Ce manque d’uniformité en droit international se retrouve en droit national par l’entremise des lois britannique, états-unienne et canadienne qui codifient chacune la doctrine de l’immunité restreinte de manière différente. D’abord, la SIA du Royaume-Uni effectue la mise en oeuvre partielle de la Convention européenne sur l’immunité des Etats, un traité qui demeure largement impopulaire au sein de la Communauté européenne en raison de la complexité de son texte et d’un protocole additionnel contentieux[35]. Le régime créé par la FSIA des États-Unis, pour sa part, est unique au monde dans la mesure où il nie expressément l’immunité juridictionnelle de certains États désignés qui commettent certaines violations du droit international dont la torture[36]. Finalement, la LIE canadienne est une expression mitoyenne des versions de l’immunité restreinte adoptées au Royaume-Uni et aux États-Unis.

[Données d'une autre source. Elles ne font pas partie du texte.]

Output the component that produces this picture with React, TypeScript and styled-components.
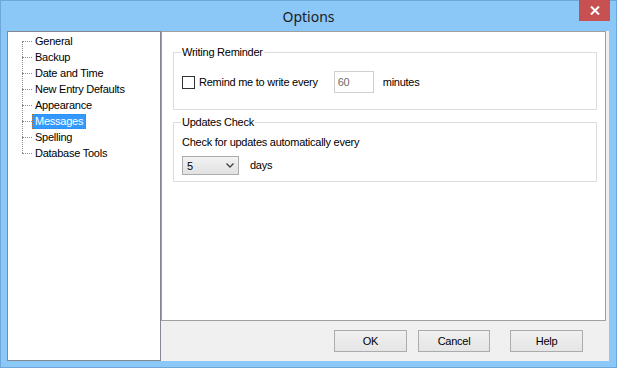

Comme l’ont signalé les parlementaires lors des débats sur la LIE, « [l]e principe à l’origine de l’ensemble du projet de loi, est celui du compromis »[37]. Effectivement, la LIE ne va pas aussi loin que la FSIA dans l’énumération des matières pour lesquelles l’immunité est refusée ; la torture et le terrorisme ne figurent pas parmi ses exceptions expresses[38]. De plus, la LIE ne contient pas, contrairement à la SIA britannique, un catalogue « d’activités commerciales » ; elle fournit plutôt, à l’instar de la FSIA, une définition large de ce terme que les tribunaux ont la charge d’étoffer au cas par cas[39].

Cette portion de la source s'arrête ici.